If they can afford to spend $4 million to shave one student off an already low ratio, they should be able to afford to spend what it takes to keep their bosses — those “citizens” — informed in a timely manner what the bureaucrats are up to. They can take lessons from Peachtree City.

The fact that other local governments with much smaller budgets do a decent job of televising their meetings should be a source of shame to the seemingly hapless board of education.

The next big thing to be explained in minute detail is why the system plans to build a huge (1,500 students) new middle school using $40 million in all local tax money (no state money) on land currently reachable only by a dirt road and a residential neighborhood street, both of which will have to be widened and paved using Peachtree City tax money, not school system funds, with the object of abandoning the current Booth Middle School.

There’s no plausible excuse for not putting a camera up in the boardroom and live-streaming to Facebook and YouTube. We do live-streaming here at The Citizen with some iPhones, an iPad and some low-cost microphones.

If we do it with our micro-crew and minuscule budget, surely the school system can do so much better with all its millions and multitudes of well-paid technical people. I mean, they are teaching kids in many classrooms how to do exactly that. Maybe the kids can help the system out.

Now let’s talk about the other budgets.

Peachtree City has a new budget. No one can have the smallest complaint that they did not know what the city was doing. City Manager Jon Rorie for months has been telling everybody who would listen about what the budget contained and reasons why. And they televised every meeting.

You may disagree with the city’s spending priorities, but you cannot legitimately complain you were never told about what was coming.

Fayetteville also recently adopted its budget, including an ambitious plan to build a new city hall and central park. They did it in televised meetings.

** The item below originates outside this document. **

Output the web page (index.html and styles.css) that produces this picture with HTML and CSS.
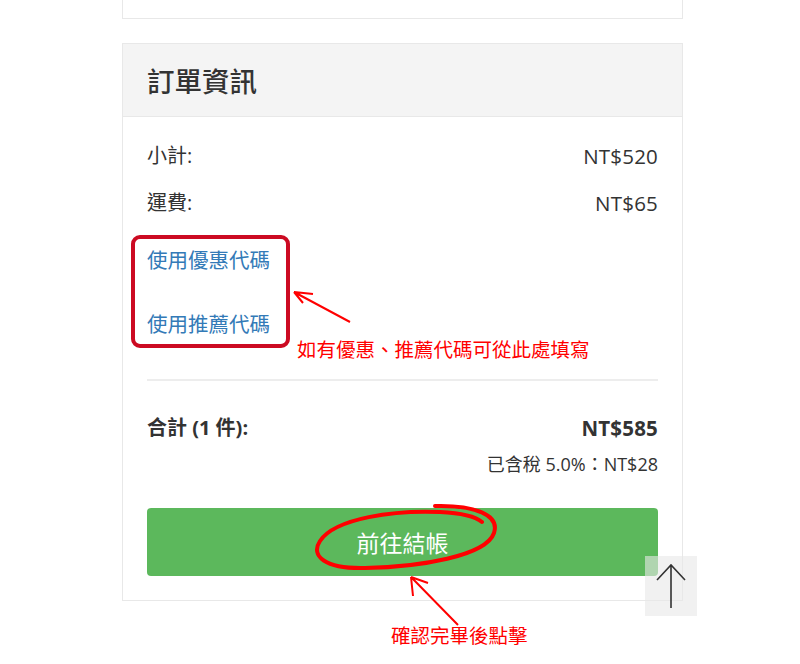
FILE: index.html
```html
<!DOCTYPE html>
<html lang="zh-Hant">
<head>
  <meta charset="UTF-8">
  <meta name="viewport" content="width=device-width, initial-scale=1.0">
  <title>訂單資訊</title>
  <link rel="stylesheet" href="styles.css">
</head>
<body>
  <div class="page">
    <!-- 上一張卡片的底部 -->
    <div class="card card-prev"></div>

    <!-- 訂單資訊 -->
    <div class="card">
      <div class="card-header">
        <h2>訂單資訊</h2>
      </div>
      <div class="card-body">
        <div class="row">
          <span>小計:</span>
          <span class="price">NT$520</span>
        </div>
        <div class="row">
          <span>運費:</span>
          <span class="price">NT$65</span>
        </div>
        <div class="codes">
          <a href="#" class="code-link">使用優惠代碼</a>
          <a href="#" class="code-link">使用推薦代碼</a>
        </div>
        <hr class="divider">
        <div class="row total">
          <span>合計 (1 件):</span>
          <span class="price">NT$585</span>
        </div>
        <div class="tax">已含稅 5.0%：NT$28</div>
        <button class="checkout-btn">前往結帳</button>
      </div>
    </div>
  </div>

  <!-- 回到頂部 -->
  <a href="#" class="back-top">
    <svg width="30" height="46" viewBox="0 0 30 46">
      <path d="M15 2 V45 M1 17 L15 2 L29 17" fill="none" stroke="#333" stroke-width="1.6"/>
    </svg>
  </a>

  <!-- 標註 -->
  <svg class="notes" width="800" height="664" viewBox="0 0 800 664">
    <rect x="133" y="237" width="155" height="109" rx="7" fill="none" stroke="#cc0a22" stroke-width="4"/>
    <path d="M350 322 L294 292 M294 292 L313 294 M294 292 L303 303" fill="none" stroke="#f00" stroke-width="2"/>
    <path d="M458 625 L411 577 M411 577 L413 596 M411 577 L428 583" fill="none" stroke="#f00" stroke-width="2"/>
    <path d="M435 506 C475 505 500 515 494 533 C486 556 420 567 365 568 C325 569 310 556 320 541 C335 518 395 510 440 512 C460 513 475 516 482 522"
          fill="none" stroke="#f00" stroke-width="4" stroke-linecap="round"/>
  </svg>
  <div class="note note-codes">如有優惠、推薦代碼可從此處填寫</div>
  <div class="note note-btn">確認完畢後點擊</div>
</body>
</html>
```

FILE: styles.css
```css
body {
  margin: 0;
  background: #fff;
  color: #333;
  font-family: "Open Sans", "Noto Sans CJK TC", sans-serif;
}
.page {
  width: 561px;
  margin-left: 122px;
}
.card {
  border: 1px solid #e8e8e8;
  background: #fff;
}
.card-prev {
  height: 18px;
  border-top: none;
  margin-bottom: 24px;
}
.card-header {
  background: #f4f4f4;
  border-bottom: 1px solid #e8e8e8;
  height: 72px;
  padding: 0 24px;
  display: flex;
  align-items: center;
}
.card-header h2 {
  margin: 0;
  font-size: 27.5px;
  font-weight: 500;
  color: #333;
}
.card-body {
  padding: 24px 24px 24px;
}
.row {
  display: flex;
  justify-content: space-between;
  align-items: center;
  font-size: 20px;
  line-height: 30px;
  margin-bottom: 17px;
}
.price {
  font-size: 20.5px;
  letter-spacing: 0.2px;
}
.codes {
  display: flex;
  flex-direction: column;
  gap: 34px;
  padding-top: 10px;
}
.code-link {
  color: #337ab7;
  text-decoration: none;
  font-size: 20.5px;
  line-height: 30px;
}
.divider {
  border: none;
  border-top: 2px solid #ededed;
  margin: 40px 0 32px;
}
.total {
  font-weight: 700;
  margin-bottom: 8px;
}
.tax {
  text-align: right;
  font-size: 18px;
  line-height: 26px;
}
.checkout-btn {
  display: block;
  width: 100%;
  height: 68px;
  margin-top: 31px;
  border: none;
  border-radius: 4px;
  background: #5cb85c;
  color: #fff;
  font-family: inherit;
  font-size: 23px;
  cursor: pointer;
}
.back-top {
  position: absolute;
  left: 645px;
  top: 556px;
  width: 52px;
  height: 60px;
  background: rgba(232, 232, 232, 0.6);
  display: flex;
  align-items: center;
  justify-content: center;
}
.notes {
  position: absolute;
  left: 0;
  top: 0;
  pointer-events: none;
}
.note {
  position: absolute;
  color: #f00;
  font-size: 19.5px;
  line-height: 24px;
  white-space: nowrap;
}
.note-codes {
  left: 297px;
  top: 338px;
}
.note-btn {
  left: 391px;
  top: 624px;
}
```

Fayette County televises its commission meetings, every one of them.

But the local government — the one tasked with education, of all things — that has a budget more than four times larger than that of the next largest government entity in the county remains in the dark. There is no good reason for that, and it can no longer be excused.

By the way, that new school site is at the eastern edge of the current Booth attendance zone. Kids a mile from it to the east can’t now go there … unless some attendance lines are redrawn.

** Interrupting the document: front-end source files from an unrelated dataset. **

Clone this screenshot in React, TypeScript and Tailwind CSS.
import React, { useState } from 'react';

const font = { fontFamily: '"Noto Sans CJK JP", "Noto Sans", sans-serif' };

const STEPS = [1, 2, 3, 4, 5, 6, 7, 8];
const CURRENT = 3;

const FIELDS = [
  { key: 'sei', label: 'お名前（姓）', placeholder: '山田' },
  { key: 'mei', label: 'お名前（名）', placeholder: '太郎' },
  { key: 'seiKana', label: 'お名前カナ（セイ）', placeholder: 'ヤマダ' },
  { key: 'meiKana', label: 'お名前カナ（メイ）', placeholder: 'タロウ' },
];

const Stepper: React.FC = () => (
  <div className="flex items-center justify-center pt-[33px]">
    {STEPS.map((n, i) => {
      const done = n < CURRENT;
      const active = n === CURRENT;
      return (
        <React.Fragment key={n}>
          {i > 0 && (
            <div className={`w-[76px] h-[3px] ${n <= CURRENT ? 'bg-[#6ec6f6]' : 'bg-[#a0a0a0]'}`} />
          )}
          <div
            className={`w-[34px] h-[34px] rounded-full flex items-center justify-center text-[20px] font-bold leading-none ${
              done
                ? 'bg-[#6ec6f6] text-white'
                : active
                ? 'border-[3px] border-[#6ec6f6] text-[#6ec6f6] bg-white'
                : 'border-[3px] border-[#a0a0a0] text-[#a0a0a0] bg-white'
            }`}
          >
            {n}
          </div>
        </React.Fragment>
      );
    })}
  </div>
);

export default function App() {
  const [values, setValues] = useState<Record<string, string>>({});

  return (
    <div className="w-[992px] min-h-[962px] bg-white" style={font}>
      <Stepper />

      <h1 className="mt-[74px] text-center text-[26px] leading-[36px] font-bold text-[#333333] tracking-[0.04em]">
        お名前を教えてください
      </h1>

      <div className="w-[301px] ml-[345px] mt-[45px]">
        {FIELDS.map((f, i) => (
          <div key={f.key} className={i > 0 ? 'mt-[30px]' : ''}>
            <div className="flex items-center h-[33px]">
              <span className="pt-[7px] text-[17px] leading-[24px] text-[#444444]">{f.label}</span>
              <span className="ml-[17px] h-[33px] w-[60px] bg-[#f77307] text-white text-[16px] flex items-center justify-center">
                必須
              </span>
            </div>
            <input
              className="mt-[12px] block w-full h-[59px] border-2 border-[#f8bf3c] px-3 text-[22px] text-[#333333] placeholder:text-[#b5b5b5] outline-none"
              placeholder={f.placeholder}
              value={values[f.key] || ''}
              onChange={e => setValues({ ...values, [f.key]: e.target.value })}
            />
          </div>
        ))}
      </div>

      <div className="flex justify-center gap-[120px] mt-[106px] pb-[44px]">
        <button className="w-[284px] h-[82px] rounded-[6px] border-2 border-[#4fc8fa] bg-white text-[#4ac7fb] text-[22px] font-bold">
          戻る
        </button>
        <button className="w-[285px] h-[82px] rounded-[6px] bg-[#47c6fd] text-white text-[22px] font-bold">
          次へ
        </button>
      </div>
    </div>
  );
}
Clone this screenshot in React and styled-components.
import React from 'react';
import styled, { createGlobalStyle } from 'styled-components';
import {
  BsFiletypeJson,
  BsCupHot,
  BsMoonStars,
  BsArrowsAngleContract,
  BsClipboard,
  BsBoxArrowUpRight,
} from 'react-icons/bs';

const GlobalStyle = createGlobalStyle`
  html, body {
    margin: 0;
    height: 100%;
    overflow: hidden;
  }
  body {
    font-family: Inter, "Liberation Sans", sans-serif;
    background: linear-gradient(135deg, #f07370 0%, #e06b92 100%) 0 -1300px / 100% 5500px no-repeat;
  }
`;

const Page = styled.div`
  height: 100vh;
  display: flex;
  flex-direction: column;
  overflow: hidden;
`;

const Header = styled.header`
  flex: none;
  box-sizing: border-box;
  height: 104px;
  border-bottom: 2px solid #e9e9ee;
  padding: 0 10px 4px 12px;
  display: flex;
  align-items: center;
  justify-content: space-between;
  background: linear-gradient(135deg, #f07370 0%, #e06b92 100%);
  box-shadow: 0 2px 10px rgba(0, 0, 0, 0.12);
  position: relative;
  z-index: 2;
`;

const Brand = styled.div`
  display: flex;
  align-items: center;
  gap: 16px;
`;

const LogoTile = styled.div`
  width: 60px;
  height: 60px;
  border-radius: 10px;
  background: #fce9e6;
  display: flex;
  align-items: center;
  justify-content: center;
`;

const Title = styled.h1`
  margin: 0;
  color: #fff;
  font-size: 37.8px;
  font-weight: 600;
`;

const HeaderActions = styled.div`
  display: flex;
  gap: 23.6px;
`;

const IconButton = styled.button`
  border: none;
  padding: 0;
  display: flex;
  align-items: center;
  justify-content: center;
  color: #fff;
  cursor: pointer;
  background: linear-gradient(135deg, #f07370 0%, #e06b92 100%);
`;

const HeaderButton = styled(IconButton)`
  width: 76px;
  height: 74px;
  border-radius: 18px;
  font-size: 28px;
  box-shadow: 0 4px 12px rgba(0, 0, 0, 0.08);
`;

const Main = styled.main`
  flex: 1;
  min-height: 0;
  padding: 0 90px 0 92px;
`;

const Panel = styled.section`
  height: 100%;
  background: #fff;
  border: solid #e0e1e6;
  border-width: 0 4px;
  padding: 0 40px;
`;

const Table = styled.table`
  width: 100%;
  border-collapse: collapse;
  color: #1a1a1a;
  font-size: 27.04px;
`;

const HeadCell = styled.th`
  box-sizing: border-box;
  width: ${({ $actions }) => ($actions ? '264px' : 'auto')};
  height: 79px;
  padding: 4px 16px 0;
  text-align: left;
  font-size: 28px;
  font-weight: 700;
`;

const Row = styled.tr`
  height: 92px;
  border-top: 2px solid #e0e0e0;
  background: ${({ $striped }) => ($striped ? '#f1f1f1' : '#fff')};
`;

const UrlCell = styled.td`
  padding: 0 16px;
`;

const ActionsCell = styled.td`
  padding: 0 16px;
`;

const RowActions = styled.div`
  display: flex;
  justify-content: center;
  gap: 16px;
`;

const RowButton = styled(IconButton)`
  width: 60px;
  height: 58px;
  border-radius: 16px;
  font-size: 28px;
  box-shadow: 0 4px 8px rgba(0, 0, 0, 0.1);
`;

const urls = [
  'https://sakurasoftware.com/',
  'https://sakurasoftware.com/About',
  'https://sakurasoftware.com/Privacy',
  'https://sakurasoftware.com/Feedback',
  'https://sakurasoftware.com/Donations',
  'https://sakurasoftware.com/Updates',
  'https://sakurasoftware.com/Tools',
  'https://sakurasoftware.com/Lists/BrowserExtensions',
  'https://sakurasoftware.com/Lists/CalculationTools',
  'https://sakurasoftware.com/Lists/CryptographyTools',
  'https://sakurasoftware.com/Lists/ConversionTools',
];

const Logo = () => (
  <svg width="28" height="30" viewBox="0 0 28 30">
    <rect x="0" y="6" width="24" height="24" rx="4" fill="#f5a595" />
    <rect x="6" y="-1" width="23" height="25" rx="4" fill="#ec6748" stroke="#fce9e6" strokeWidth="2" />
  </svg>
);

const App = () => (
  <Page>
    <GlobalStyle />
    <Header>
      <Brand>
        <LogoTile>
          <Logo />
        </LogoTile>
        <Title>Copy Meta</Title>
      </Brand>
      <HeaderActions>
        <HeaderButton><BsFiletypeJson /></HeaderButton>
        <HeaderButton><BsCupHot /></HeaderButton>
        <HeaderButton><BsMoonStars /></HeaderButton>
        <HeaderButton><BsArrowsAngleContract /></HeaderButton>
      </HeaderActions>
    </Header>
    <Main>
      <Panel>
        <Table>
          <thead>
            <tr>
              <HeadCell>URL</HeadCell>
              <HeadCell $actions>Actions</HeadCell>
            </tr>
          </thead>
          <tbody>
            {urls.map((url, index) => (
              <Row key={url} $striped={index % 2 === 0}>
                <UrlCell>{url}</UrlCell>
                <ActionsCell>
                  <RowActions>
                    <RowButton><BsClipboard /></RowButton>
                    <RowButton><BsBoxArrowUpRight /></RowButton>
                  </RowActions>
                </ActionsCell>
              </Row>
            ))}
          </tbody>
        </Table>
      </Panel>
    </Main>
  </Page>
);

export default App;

Redrawing attendance borders is a painful process whose depths of controversy have yet to be plumbed by an elected board whose members seem to have forgotten the recent Fayette economic history of overbuilding schools for students who never showed up.

Remember, a decade ago we had 28 schools, 2,000 more students, and a board of education that was a bit slow recognizing economic reality. We now have 24 schools, 2,000 fewer students and a board of education that seems in need of some economic education — again.

Meanwhile, the county is getting grayer, not younger. Building new schools and hiring ever more teachers won’t change that reality.

[Cal Beverly has been editor and publisher of The Citizen since 1993.]

2 COMMENTS

  1. It is unfortunate that the Citizen continues to use hyperbole instead of laying out the facts on both sides of a story. We should remember that the school budget is actually less than would be expected over the last ten years if it has been increased year-over-year for inflation alone. AND they’ve reduced the student – teacher ratio by one. The analysis done by the Citizen is incomplete – for instance, 40 special education teachers may mean that the number of students with special needs is increasing and that those students cost considerably more to support than a general education student. How does that affect the budget? The Booth Middle School discussion was covered well by the Citizen in a previous article that walked through all of the options and why a new school was chosen.

    I suppose I need to bow out of responding to these articles as asking for a balanced analysis appears to be futile. We live in a world where too many people yell at the top of their lungs that something is wrong and someone else is making bad decisions. A well written investigative article would talk about why FCBOE is making bad decisions and give proof points of how other systems are doing the same work at the same level with less resources/funding. But I suspect that such proof points are not easy to find or that the Citizen doesn’t feel the need to raise its level of investigative reporting beyond the lobbing of verbal hand grenades at issues they don’t like.

    If we want our public services to be better, let’s show them how to be better, not just complain.

  2. Good analysis Cal. I doubt John DeCotis would have given such a BS answer invoking student/teacher ratios and sidestepping staff stuffing and broadcasting meetings.

    The other thing Dr. DeCotis would have in hand before any serious discussion of a $40 million mega school would be a 5-year plan (footnoted to acknowledge some changes up to 10 years) that analyzed population growth (or shrinkage) based upon input from landowners, developers, builders and politicians. I know this because he did this. Didn’t hear of any such report from the current superintendent.

    The 1500 student mega-middle school will almost certainly involve redistricting – how could it not? So right away we have non-PTC kids in PTC schools, a new road system to finance and a vacant Booth Middle School that has no possible use except a school or possibly a church. Not good. Of course somebody might want to use Booth as a k-9 Charter school. That would be good, but might cost the new mega-school a couple of hundred students.

    Then long term we possibly have 3 or 4 of the feeder schools (elementary schools) close and possibly a half-vacant middle school elsewhere. I say “possibly” because we don’t know what we don’t know. Hence the need for the aforementioned study.

    What we do know are local and national trends that almost certainly affect school population. Aging Peachtree City with more and more people exempt from paying school taxes living in houses too expensive for young families, Fayetteville’s love affair with all things millennial including rentals, Millennials not starting families until they are mid-30’s, Millennials focus on home schooling, reputation of Woodward and other private schools, transient nature of the residents of the Pinewood developments, County government along with Tyrone and PTC government not giving an inch on density which could actually produce affordable housing for young families with kids thru new development or re-development, and much more.

    I’d prefer a more scientific study, but in the absence of that my gut reaction is that a 1500 student mega school for $40million is reaching much too far.